Though Eric began rallying in 2008, 2016 was his first season in the top-tier World Rally Championship. Having impressed Malcolm Wilson with his WRC2 drives in 2015, Camilli was signed by M-Sport for a year in the 320bhp Fiesta RS. We met the fast Frenchman a week before Rally Sardinia, two thirds of the way through the season. ‘It’s my first time, yeah. It’s my first season in WRC – I came to M-Sport at the start of this year. They’ve got a lot of experience, it’s a good place to be. The season so far has been ten races, I think. We’re satisfied with the season we’ve had together so far.’
‘There are so many conditions to face over a season: snow, gravel and tarmac events; fast and slow stages. Of course, we need to be more rigorous going forwards. We should be aiming to finish every race, every time. But you can’t do everything in one year – especially when you are a very young driver. Personally, I am a very young competitor in terms of results, and in terms of experience. That’s how it is, that’s life. You know, it’s good that we’re out there. We’re in front of Mads Ostberg (Camilli’s 2016 teammate) in the championship standings so that’s not nothing.’

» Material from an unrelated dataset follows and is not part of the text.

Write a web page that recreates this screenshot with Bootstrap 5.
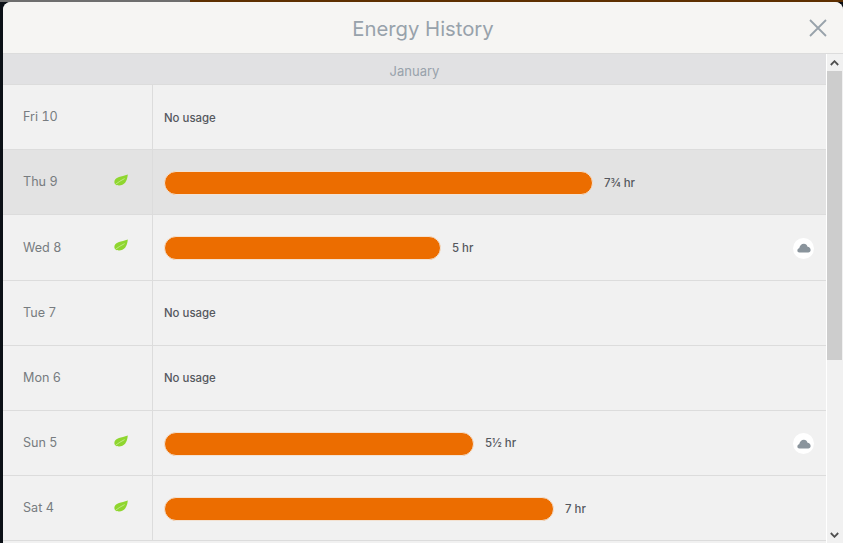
<!DOCTYPE html>
<html lang="en">
<head>
    <meta charset="UTF-8">
    <title>Energy History</title>
    <link href="https://cdn.jsdelivr.net/npm/bootstrap@5.3.0/dist/css/bootstrap.min.css" rel="stylesheet">
    <style>
        html, body { height: 100%; overflow: hidden; }
        body {
            background: linear-gradient(90deg, #6e6e6e 0, #6e6e6e 190px, #5e2f00 190px) top left / 100% 2px no-repeat, #0b1016;
            padding: 2px 0 0 3px;
            font-family: "Inter", "Liberation Sans", sans-serif;
            color: #55595f;
        }
        .history-panel { height: 541px; background: #f1f1f1; border-radius: 8px 8px 0 0; overflow: hidden; }
        .history-head { height: 52px; flex: none; background: #f6f5f3; border-bottom: 1px solid #dcdcdc; padding-top: 4px; position: relative; }
        .history-title { font-size: 20.3px; font-weight: 400; color: #98a2ab; margin: 0; }
        .history-close { position: absolute; top: 17px; right: 16px; width: 18px; height: 18px; padding: 0; background: none; border: 0; line-height: 0; }
        .history-list { width: 823px; flex: none; }
        .month-bar { height: 31.15px; padding-top: 5px; background: #e1e1e3; border-bottom: 1px solid #dcdcdc; color: #98a2ab; font-size: 13px; }
        .day-row { height: 65.15px; border-bottom: 1px solid #dcdcdc; }
        .day-row.is-high { background: #e3e3e3; }
        .day-name { width: 150px; flex: none; padding: 1.1px 24px 0 20px; border-right: 1px solid #dcdcdc; font-size: 12.6px; font-variant-numeric: tabular-nums; color: #777c80; }
        .day-name svg { margin-bottom: 5.1px; }
        .day-main { padding: 2px 12px 0 11px; font-size: 11.4px; font-weight: 500; color: #55585e; }
        .usage-bar { height: 24px; background: #ec6d00; border: 1px solid #f3e2d2; border-radius: 12px; flex: none; }
        .usage-label { margin-left: 11px; }
        .cloud-dot { width: 21px; height: 21px; background: #fff; border-radius: 50%; flex: none; }
        .fake-scroll { width: 17px; flex: none; padding-right: 1px; background: #f1f1f1; border-left: 1px solid #fff; }
        .fake-scroll .arrow { height: 17px; flex: none; }
        .fake-thumb { height: 289px; width: 15px; background: #cdcdcd; }
    </style>
</head>
<body>

<svg width="0" height="0" class="position-absolute">
    <symbol id="leaf" viewBox="0 0 14 12">
        <path d="M13.8.4C13.2 7.4 10.2 11.4 5 11.4 3.4 11.4 2 11 1.2 10.2.4 9.4.1 8.2.6 6.6 1.6 3 7 2.6 13.8.4Z" fill="#8fd62f"/>
        <path d="M1.4 10.4C4 8.2 7.4 6.2 10.6 4.6" stroke="#d4f0a8" stroke-width=".7" fill="none"/>
    </symbol>
    <symbol id="cloud" viewBox="0 0 15 11">
        <path d="M2.4 10.4C1 10.4.2 9.4.2 8.2.2 7 1 6 2.2 5.8 2.8 2.8 4.8.8 7.4.8 9.4.8 10.8 2 11.4 4 13.2 4.2 14.8 5.8 14.8 7.6 14.8 9.2 13.8 10.4 12.2 10.4Z" fill="#8a949c"/>
    </symbol>
</svg>

<div class="history-panel d-flex flex-column">
    <div class="history-head d-flex align-items-center justify-content-center">
        <h1 class="history-title">Energy History</h1>
        <button type="button" class="history-close" aria-label="Close">
            <svg width="18" height="18" viewBox="0 0 18 18"><path d="M1 1 17 17M17 1 1 17" stroke="#98a2ab" stroke-width="1.8" fill="none"/></svg>
        </button>
    </div>
    <div class="d-flex flex-grow-1 overflow-hidden">
        <div class="history-list">
            <div class="month-bar d-flex align-items-center justify-content-center">January</div>

            <div class="day-row d-flex">
                <div class="day-name d-flex align-items-center justify-content-between"><span>Fri 10</span></div>
                <div class="day-main d-flex align-items-center flex-grow-1">No usage</div>
            </div>
            <div class="day-row is-high d-flex">
                <div class="day-name d-flex align-items-center justify-content-between"><span>Thu 9</span><svg width="14" height="12"><use href="#leaf"/></svg></div>
                <div class="day-main d-flex align-items-center flex-grow-1">
                    <div class="usage-bar" style="width: 429px"></div><span class="usage-label">7¾ hr</span>
                </div>
            </div>
            <div class="day-row d-flex">
                <div class="day-name d-flex align-items-center justify-content-between"><span>Wed 8</span><svg width="14" height="12"><use href="#leaf"/></svg></div>
                <div class="day-main d-flex align-items-center flex-grow-1">
                    <div class="usage-bar" style="width: 277px"></div><span class="usage-label">5 hr</span>
                    <span class="cloud-dot d-flex align-items-center justify-content-center ms-auto"><svg width="14" height="10"><use href="#cloud"/></svg></span>
                </div>
            </div>
            <div class="day-row d-flex">
                <div class="day-name d-flex align-items-center justify-content-between"><span>Tue 7</span></div>
                <div class="day-main d-flex align-items-center flex-grow-1">No usage</div>
            </div>
            <div class="day-row d-flex">
                <div class="day-name d-flex align-items-center justify-content-between"><span>Mon 6</span></div>
                <div class="day-main d-flex align-items-center flex-grow-1">No usage</div>
            </div>
            <div class="day-row d-flex">
                <div class="day-name d-flex align-items-center justify-content-between"><span>Sun 5</span><svg width="14" height="12"><use href="#leaf"/></svg></div>
                <div class="day-main d-flex align-items-center flex-grow-1">
                    <div class="usage-bar" style="width: 310px"></div><span class="usage-label">5½ hr</span>
                    <span class="cloud-dot d-flex align-items-center justify-content-center ms-auto"><svg width="14" height="10"><use href="#cloud"/></svg></span>
                </div>
            </div>
            <div class="day-row d-flex">
                <div class="day-name d-flex align-items-center justify-content-between"><span>Sat 4</span><svg width="14" height="12"><use href="#leaf"/></svg></div>
                <div class="day-main d-flex align-items-center flex-grow-1">
                    <div class="usage-bar" style="width: 390px"></div><span class="usage-label">7 hr</span>
                </div>
            </div>
        </div>
        <div class="fake-scroll d-flex flex-column">
            <div class="arrow d-flex align-items-center justify-content-center"><svg width="9" height="6" viewBox="0 0 9 6"><path d="M.8 5 4.5 1.2 8.2 5" stroke="#505050" stroke-width="1.8" fill="none"/></svg></div>
            <div class="fake-thumb"></div>
            <div class="arrow d-flex align-items-center justify-content-center mt-auto"><svg width="9" height="6" viewBox="0 0 9 6"><path d="M.8 1 4.5 4.8 8.2 1" stroke="#505050" stroke-width="1.8" fill="none"/></svg></div>
        </div>
    </div>
</div>

</body>
</html>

‘Which rally has been best for us this season? Sardinia. Maybe… We were able to fight in the top three for almost all of the event. We did okay, did our first fastest stage time. But yes, to fight in top three throughout the whole event: that was incredible. And after that, maybe Portugal. We finished fifth overall. Oh – but maybe in Finland as well, huh? Okay, we crashed out of the event but in Finland we were fast. We were in the top four on stage times and this was more than we expected so it’s all bonne… all good.’
Before moving to M-Sport, Camilli spent a season in the WRC-2 Championship. Following much of the World Rally Championship calendar, the category introduces drivers to turbocharged, four-wheel drive machines for the first time. Behind the wheel of a Team Oreca Ford Fiesta R5, Eric got off to a rocky start before rounding out the season with three podium finishes. Though the speed differential between the ST-based, 280bhp R5 and the near-bespoke, 320bhp Fiesta RS WRC seems scant on paper, Camilli tells a very different story.

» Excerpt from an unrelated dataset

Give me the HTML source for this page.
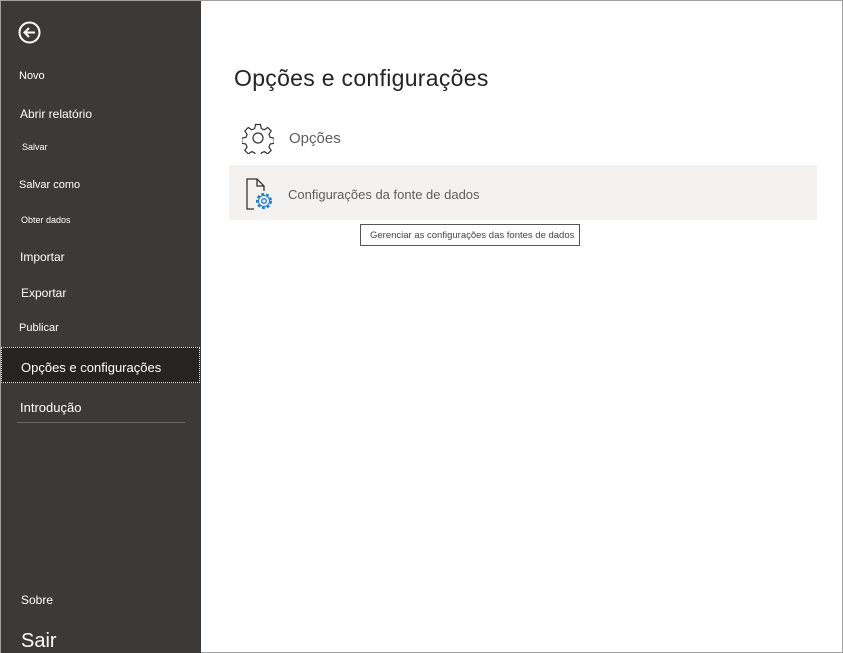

‘Ah! It’s completely different – it’s not the same level at all. In WRC2 you have a field where all the drivers, all the others are young guys like me without a lot of experience. In WRC it’s completely different. Everybody else has a lot of experience of the speed, of the variety, of the rigour you have to take to each rally. The difficulty changes, it depends on the event, but overall it’s crazy and the level of competition is very, very high. You just can’t imagine that when you’re younger: you just don’t race like that in the lower levels. After each race, the difference hits home a little more and I achieve a little more. It’s so, so fast and impressive and I like that but it… it’s not the same. In WRC2, sometimes you can back off a little if you don’t like the stage. In WRC, you need to like every corner of every stage.’
Due to a new set of regulations, WRC drivers will have to up their game again in 2017. The loosening of chassis and aerodynamic rules should usher in more extreme splitters and diffusers, a larger rear wing and 55mm extra track width but the most exciting change comes under the hood. Decreased air-intake restrictors will allow WRC engines to breath more easily: a move that’s expected to push power to 380bhp and torque past 330lb-ft. A week before our interview, Eric had been testing the new car in the south of France.
‘The 2017 car has a lot of power – much more power than before. When it comes to the chassis, there isn’t a big, big difference: it’s far more about the power of the car. You need to manage it, to approach your driving differently. I think, for sure, next year we will have a larger time difference between each driver at the end of every stage because the power is…’
Eric trails off mid-sentence, throwing out his arms and opening his eyes wide. Words just aren’t enough. If the new car elicits this response from a factory WRC driver, it must be something else. ‘It’s not easy to manage this amount of power. You need to work very hard on your driving to approach it correctly. But we will be ready because the car is already bonne – the testing has gone well. Very well. So, I’m very confident for next year.’
Camilli is clearly comfortable with big power on the stages – he chooses the Lancia Delta S4, a flame-spitting monster as the historic rally car he’d love to try – but is he hoping to stay with the M-Sport Ford team into rallying’s new era?
‘Yeah, I hope so. I’d like a future here because the company and Malcolm Wilson believe in me and he gave me this chance to go into WRC, to jump up into WRC. I’m very grateful because he gave me the opportunity to drive in WRC and show my talent, my performance, my ability. What’s true as well with M-Sport is it’s like a big family and everybody unites to get the team out there to the events for me. They’ve supported me all through this season: when we’ve been on top and when we’ve experienced very bad things. Like now, for example, we’ve crashed a few times recently and things aren’t that easy. But after the Sardinia and Portugal rallies, things are very, very exciting and we are happy overall. They’re there for me all the time and that is what’s really important.’
With that, our time runs out. Eric poses for one last photo, thanks me and walks off to his next engagement. You can learn a lot in five minutes.